Lamont has offered a justification for the boosts in union salaries and benefits. The state of Connecticut, the governor said, needs a “salary structure that allows me to recruit … the best and brightest. That’s not always easy” – largely because the state is reluctant to sift the wheat and the chaff after state employees have been hired, retaining the wheat and throwing the chaff into the fiery unemployment furnace. Over the years, as a result of "negotiations" with state officials, powerful unions have been able to erect legal barriers that make the firing of incompetent state personnel nearly as difficult as depriving incompetent politicians of their decades old sinecures.

It would be relatively easy to retain once-hired-never-fired public employee workers by stretching out the retirement age for Connecticut employees and taxpayers from age 63 to age 66, one year above normal retirement age for non-public employee workers in Connecticut, all public employee workers who retire before age 66 to receive much reduced benefits and retirement pay.

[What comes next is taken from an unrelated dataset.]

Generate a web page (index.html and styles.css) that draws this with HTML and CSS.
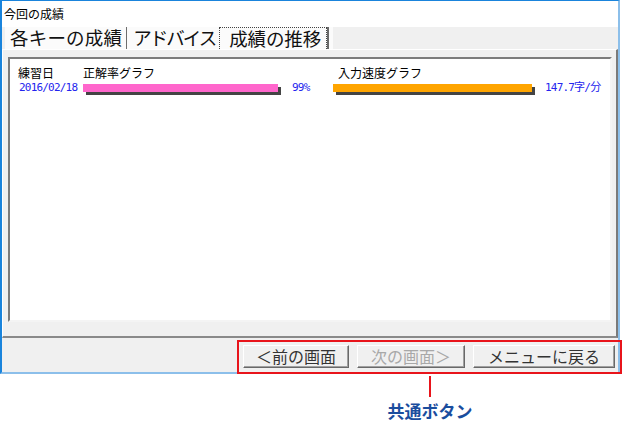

A sturdy retaining wall of this kind would not leech early state employee retirees to points south, where the cost of living is less, taxes are lower, and state legislatures are not the cats-paws of powerful union leaders. Lamont’s “proposed salary increase close to 7%,” his “$2,500 of the $3,500 in bonuses offered under a tentative contract deal,” and any additional payouts to state employee union workers, are, of course, portable. And they will be written in judicially enforced contractual stone.

Connecticut could eliminate contracts with public employees altogether by having public worker salaries and benefits set unilaterally by a constitutionally “born again” legislature that would jealously retain its constitutional and statutory getting and spending prerogatives.

This would represent a real non-Kabuki theatre reform.